In an era when policymakers rightly focus on workforce development and economic mobility, working waterfronts should be viewed as talent ecosystems as much as industrial assets.
A False Choice
Too often, communities are presented with a choice between development and preservation, between economic growth and quality of life.
In reality, the challenge is achieving balance.
Communities need housing, public spaces, and access to the water. They also need places that produce, build, move, and innovate.
Once a shipyard becomes condominiums, it rarely becomes a shipyard again. Once industrial waterfront capacity is lost, it is extraordinarily difficult to replace.
Deepwater access is one of the few strategic assets that cannot be relocated.
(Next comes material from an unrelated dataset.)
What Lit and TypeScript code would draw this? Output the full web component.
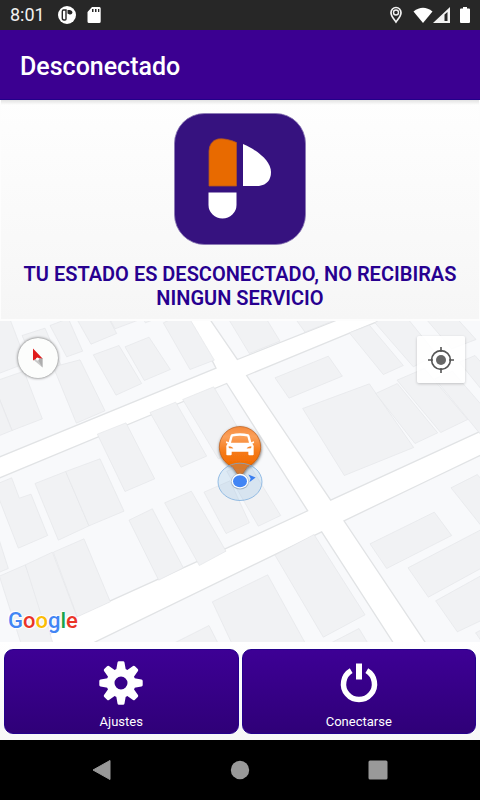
import { LitElement, html, svg, css } from "lit";
import { customElement } from "lit/decorators.js";

// City blocks, in map drawing units (three per CSS pixel at phone width).
const BLOCKS = [
  "-6,414 648,146 640,130 564,-6 -6,-6",
  "626,-6 712,120 1030,-6",
  "-6,477 680,192 923,574 720,668 230,890 105,975 -6,975",
  "740,168 1162,-6 1446,-6 1446,333 992,542",
  "270,975 965,637 1183,975",
  "1032,604 1290,480 1446,405 1446,975 1280,975",
];

const BUILDINGS = [
  "-6,-6 28,-6 80,130 -6,163",
  "66,48 135,26 182,135 120,165",
  "150,18 205,-3 248,95 200,112",
  "229,-4 326,-4 350,42 273,74",
  "328,-4 345,28 425,-2",
  "430,-2 436,10 462,0",
  "280,106 357,78 425,192 348,227",
  "375,82 447,53 511,150 433,183",
  "490,10 520,-4 568,-4 643,122 570,150",
  "160,142 240,121 315,274 229,311",
  "-6,182 72,155 127,298 36,333 -6,228",
  "-6,228 36,333 -6,350",
  "292,344 378,310 464,478 375,516",
  "450,279 527,248 620,410 543,443",
  "548,240 641,202 745,378 655,418",
  "105,492 197,456 267,619 175,662",
  "197,456 300,418 372,575 267,619",
  "-6,492 35,475 58,536 93,524 143,648 55,686 -6,530",
  "-6,650 25,747 -6,760",
  "-2,770 76,736 130,880 160,975 64,975",
  "76,736 157,698 230,890 136,925",
  "160,698 252,658 331,847 232,892",
  "387,602 457,568 550,745 476,782",
  "494,550 574,515 678,695 598,738",
  "612,518 690,484 748,610 678,642",
  "680,455 745,430 842,588 775,620",
  "825,707 942,645 1095,886 970,953",
  "637,847 803,766 918,975 697,975",
  "514,975 627,918 656,975",
  "984,975 1077,927 1106,975",
  "684,-4 748,102 840,65 798,-4",
  "885,-4 915,38 1015,-2",
  "825,175 985,110 1027,170 867,236",
  "908,267 1108,193 1241,384 1033,468",
  "1127,222 1192,192 1313,340 1245,372",
  "1191,182 1273,147 1403,300 1322,339",
  "1305,178 1357,155 1446,258 1446,350",
  "1378,128 1425,108 1446,132 1446,212",
  "1048,40 1108,17 1210,138 1150,165",
  "1125,10 1145,-4 1222,-4 1310,105 1240,142",
  "1276,-4 1370,-4 1428,60 1355,88",
  "1110,673 1303,578 1355,648 1160,747",
  "1224,745 1446,629 1446,745 1285,833",
  "1307,844 1446,767 1446,902 1372,937",
  "1427,940 1446,930 1446,968",
  "1353,505 1432,465 1446,482 1446,622",
];

@customElement("city-map")
export class CityMap extends LitElement {
  static styles = css`
    :host {
      display: block;
      position: relative;
      overflow: hidden;
      background: #fff;
    }
    .streets {
      position: absolute;
      inset: 0;
      width: 100%;
      height: 100%;
    }
    .block {
      fill: #f8f9fb;
      stroke: #e1e3e5;
      stroke-width: 4;
    }
    .building {
      fill: #f1f2f4;
      stroke: #e4e6e8;
      stroke-width: 2;
    }
    button {
      position: absolute;
      display: grid;
      place-items: center;
      padding: 0;
      border: 0;
    }
    .compass {
      top: 17px;
      left: 18px;
      width: 40px;
      height: 40px;
      border-radius: 50%;
      background: #fcfdfc;
      box-shadow: 0 0 3px #555;
    }
    .locate {
      top: 15px;
      right: 15px;
      width: 48px;
      height: 47px;
      border-radius: 2px;
      background: #ffffffe0;
      box-shadow: 0 1px 3px #0003;
    }
    .brand {
      position: absolute;
      left: 8px;
      bottom: 8px;
      font: 500 22px/26px Roboto, sans-serif;
      text-shadow: 0 0 2px #fff, 0 0 2px #fff, 1px 1px 1px #fff, -1px -1px 1px #fff;
    }
    .blue { color: #4285f4; }
    .red { color: #ea3428; }
    .yellow { color: #fbbc05; }
    .green { color: #18a54a; }
  `;

  render() {
    return html`
      <svg class="streets" viewBox="0 3 1440 966" preserveAspectRatio="xMidYMid slice" role="img" aria-label="Mapa">
        <defs>
          <linearGradient id="pin" x1="0" y1="0" x2="0" y2="1">
            <stop offset="0" stop-color="#f58a3c" />
            <stop offset="0.2" stop-color="#fba05a" />
            <stop offset="0.5" stop-color="#f57a18" />
            <stop offset="0.75" stop-color="#f36c00" />
            <stop offset="1" stop-color="#e07015" />
          </linearGradient>
          <filter id="shade" x="-20%" y="-20%" width="140%" height="140%">
            <feDropShadow dx="1" dy="4" stdDeviation="4" flood-color="#000" flood-opacity="0.6" />
          </filter>
        </defs>
        ${BLOCKS.map((p) => svg`<polygon class="block" points=${p} />`)}
        ${BUILDINGS.map((p) => svg`<polygon class="building" points=${p} />`)}
        <path
          d="M720 474 L698 442 C674 432 658 408 658 383 A62 62 0 0 1 782 383 C782 408 766 432 742 442 Z"
          fill="url(#pin)" stroke="#b95a18" stroke-width="2" filter="url(#shade)"
        />
        <g transform="translate(720 375)" fill="#fff">
          <path fill-rule="evenodd" d="M-25 -31 Q0 -36 25 -31 Q28 -29 29 -25 L34 -7 L41 -10 Q44 -8 41 -4 L37 -3 Q42 2 41 12 V30 Q41 32 38 32 H28 Q25 32 25 29 V22 H-25 V29 Q-25 32 -28 32 H-38 Q-41 32 -41 30 V12 Q-42 2 -37 -3 L-41 -4 Q-44 -8 -41 -10 L-34 -7 L-29 -25 Q-28 -29 -25 -31 Z M-22 -24 L-27 -5 H27 L22 -24 Q0 -28 -22 -24 Z M-34 5 Q-35 10 -32 11 L-20 12 Q-22 6 -34 5 Z M34 5 Q35 10 32 11 L20 12 Q22 6 34 5 Z" />
        </g>
        <ellipse cx="720" cy="487" rx="66" ry="56" fill="#73aee0" fill-opacity="0.2" stroke="#75a9dc" stroke-opacity="0.75" stroke-width="3" />
        <path d="M745 465 L767 474 L748 488 L752 477 Z" fill="#3b7ff0" />
        <ellipse cx="720" cy="486" rx="27" ry="24" fill="#6b8199" fill-opacity="0.45" />
        <ellipse cx="720" cy="485" rx="25" ry="22" fill="#fff" />
        <ellipse cx="720" cy="485" rx="21" ry="18" fill="#4285f4" />
      </svg>
      <button class="compass" aria-label="Orientar al norte">
        <svg width="40" height="40" viewBox="0 0 40 40">
          <path d="M15 21.500 L24.500 20 V29.500 Z" fill="#c8c8c8" />
          <path d="M19.500 21 L24.500 20 V29.500 Z" fill="#adadad" />
          <path d="M15 10.500 L24.500 20.500 L19.500 20 L15 22.500 Z" fill="#e01c1c" />
          <circle cx="19.500" cy="21" r="1.500" fill="#fff" />
        </svg>
      </button>
      <button class="locate" aria-label="Mi ubicación">
        <svg width="28" height="28" viewBox="0 0 28 28" fill="none" stroke="#555" stroke-width="1.6">
          <circle cx="14" cy="14" r="9.4" />
          <circle cx="14" cy="14" r="5" fill="#666" stroke="none" />
          <path d="M14 1V6M14 22V27M1 14H6M22 14H27" />
        </svg>
      </button>
      <div class="brand"><span class="blue">G</span><span class="red">o</span><span class="yellow">o</span><span class="blue">g</span><span class="green">l</span><span class="red">e</span></div>
    `;
  }
}

@customElement("app-root")
export class AppRoot extends LitElement {
  static styles = css`
    :host {
      display: flex;
      flex-direction: column;
      min-height: 100vh;
      background: #f9f9f9;
      font-family: Roboto, sans-serif;
    }
    svg {
      display: block;
    }
    .status {
      display: flex;
      align-items: center;
      height: 30px;
      padding: 0 9px 0 10px;
      background: #272727;
      color: #f1f1f1;
    }
    .time {
      margin-right: 12px;
      font-size: 18px;
      line-height: 32px;
    }
    .left,
    .right {
      display: flex;
      align-items: center;
      gap: 10px;
    }
    .right {
      margin-left: auto;
      gap: 10px;
    }
    .signals {
      display: flex;
      margin-right: -2px;
    }
    .bar {
      box-sizing: border-box;
      height: 70px;
      padding: 0 20px;
      border-bottom: 1px solid #22008a;
      background: #3b0091;
      color: #fff;
    }
    h1 {
      margin: 0;
      font-size: 25px;
      font-weight: 500;
      line-height: 74px;
    }
    .hero {
      box-sizing: border-box;
      display: flex;
      flex-direction: column;
      align-items: center;
      gap: 16px;
      min-height: 221px;
      padding: 12px 20px 8px;
      border: solid #fdfdfd;
      border-width: 0 1px 2px;
      background:
        linear-gradient(#0000001c, #0000 5px),
        linear-gradient(#fefefe, #f6f6f6);
    }
    .hero p {
      margin: 0;
      color: #270090;
      font-size: 20px;
      font-weight: 600;
      line-height: 24px;
      text-align: center;
    }
    city-map {
      flex: 1;
      min-height: 300px;
    }
    .actions {
      display: grid;
      grid-template-columns: 1fr 1fr;
      gap: 3px;
      padding: 7px 4px 6px;
      background: linear-gradient(#fff, #f7f7f7);
    }
    .action {
      display: flex;
      flex-direction: column;
      align-items: center;
      gap: 9px;
      height: 85px;
      padding: 11px 0 0;
      border: 1px solid #24008c;
      border-radius: 9px;
      background: linear-gradient(#3d0095, #2f0078);
      color: #fff;
      font: 400 13px/16px Roboto, sans-serif;
    }
    .nav {
      display: flex;
      justify-content: center;
      gap: 90px;
      height: 60px;
      background: #000;
    }
    .nav button {
      display: grid;
      place-items: center;
      width: 48px;
      padding: 0;
      border: 0;
      background: none;
      color: #999;
    }
  `;

  render() {
    return html`
      <div class="status">
        <span class="time">8:01</span>
        <div class="left">
          <svg width="20" height="20" viewBox="0 0 20 20">
            <circle cx="10" cy="10" r="9" fill="#fff" />
            <path d="M5.300 6.500 Q5.300 5 6.500 5 H9 V14 Q9 15 8 15 H7 Q5.300 15 5.300 13 Z" fill="none" stroke="#272727" stroke-width="1.4" />
            <path d="M10.500 5 H13 Q15.500 5.500 15.500 7.500 Q15 10 12.500 9.500 L10.500 8.500 Z" fill="#272727" />
          </svg>
          <svg width="14" height="18" viewBox="0 0 14 18">
            <path fill="#fff" fill-rule="evenodd" d="M5 1H12.500Q13.700 1 13.700 2.500V15.500Q13.700 17 12.200 17H2Q0.500 17 0.500 15.500V6ZM5 3V6H6.500V3ZM8 3V6H9.500V3ZM11 3V6H12.300V3Z" />
          </svg>
        </div>
        <div class="right">
          <svg width="14" height="18" viewBox="0 0 14 18" fill="none" stroke="#f1f1f1">
            <path d="M7 16 C4.500 12.500 2 10 2 6.700 A5 5.200 0 0 1 12 6.700 C12 10 9.500 12.500 7 16Z" stroke-width="1.7" />
            <circle cx="7" cy="6.500" r="2.500" stroke-width="1.400" />
          </svg>
          <div class="signals">
            <svg width="20" height="18" viewBox="0 0 20 18">
              <path d="M0.500 5.500 Q10 -2 19.500 5.500 L10 17Z" fill="#fff" />
            </svg>
            <svg width="18" height="18" viewBox="0 0 18 18">
              <path fill="#f1f1f1" fill-rule="evenodd" d="M0 17 L17 1 V17ZM11.500 8.500V15H14.500V6Z" />
            </svg>
          </div>
          <svg width="12" height="18" viewBox="0 0 12 18">
            <path d="M4 1H8V2.500H10Q11 2.500 11 3.500V16Q11 17 10 17H2Q1 17 1 16V3.500Q1 2.500 2 2.500H4Z" fill="#fff" />
          </svg>
        </div>
      </div>

      <header class="bar"><h1>Desconectado</h1></header>

      <section class="hero">
        <svg width="134" height="134" viewBox="0 0 134 134" role="img" aria-label="Logotipo">
          <rect x="1.500" y="1.500" width="131" height="131" rx="30" fill="#36127f" stroke="#8a78b4" stroke-width="0.800" />
          <path d="M36 74 V39 Q36.500 29 45 27 Q53 26 63.500 30.500 V74Z" fill="#e86a00" stroke="#b4561f" stroke-width="0.800" />
          <path d="M70 32 C84 38 98 49 98 60 Q98 72 86 74 H70Z" fill="#fff" />
          <path d="M35.500 80.500 H63.500 V93 A14 13.500 0 0 1 35.500 93Z" fill="#fff" />
        </svg>
        <p>TU ESTADO ES DESCONECTADO, NO RECIBIRAS NINGUN SERVICIO</p>
      </section>

      <city-map></city-map>

      <div class="actions">
        <button class="action">
          <svg width="44" height="44" viewBox="0 0 44 44" fill="#fff">
            <path
              fill-rule="evenodd"
              d="M22 7.500 A14.500 14.500 0 1 0 22 36.500 A14.500 14.500 0 1 0 22 7.500Z M22 15.500 A6.500 6.500 0 1 1 22 28.500 A6.500 6.500 0 1 1 22 15.500Z"
            />
            ${[0, 45, 90, 135, 180, 225, 270, 315].map(
              (a) => svg`<path transform="rotate(${a} 22 22)" d="M17 10 L18.500 1.500 Q18.700 0.300 20 0.300 H24 Q25.300 0.300 25.500 1.500 L27 10Z" />`,
            )}
          </svg>
          Ajustes
        </button>
        <button class="action">
          <svg width="44" height="44" viewBox="0 0 44 44" fill="#fff">
            <path d="M19 2.500H25V18.500H19Z" />
            <path d="M14.200 9.700 A15.500 15.500 0 1 0 29.800 9.700" fill="none" stroke="#fff" stroke-width="5.500" />
          </svg>
          Conectarse
        </button>
      </div>

      <nav class="nav">
        <button aria-label="Atrás">
          <svg width="20" height="22" viewBox="0 0 20 22"><path d="M1 11 L18 1.500 V20.500Z" fill="#999" stroke="#999" stroke-linejoin="round" /></svg>
        </button>
        <button aria-label="Inicio">
          <svg width="20" height="20" viewBox="0 0 20 20"><circle cx="10" cy="10" r="9.200" fill="#999" /></svg>
        </button>
        <button aria-label="Recientes">
          <svg width="20" height="20" viewBox="0 0 20 20"><rect x="0.500" y="0.500" width="19" height="19" rx="1.500" fill="#999" /></svg>
        </button>
      </nav>
    `;
  }
}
The goal should not be to freeze waterfronts in time. It should be to ensure that future generations inherit waterfronts capable of supporting both vibrant communities and a competitive economy.
The Strategic Imperative
Working waterfronts helped build America’s prosperity. They helped secure America’s rise as a global power. Today they remain essential to America’s competitiveness in a world increasingly shaped by technology, supply chains, and strategic competition.
The Age of AI will not diminish the importance of ports, shipyards, and maritime infrastructure.
It will increase it.
The future belongs not only to those who develop the best algorithms, but also to those who build the systems that allow economies to operate, innovate, and compete. Ports, shipbuilding, logistics networks, and maritime infrastructure are among the most important of those systems.
Working waterfronts are not relics of the industrial age.
They are critical infrastructure for the systems age.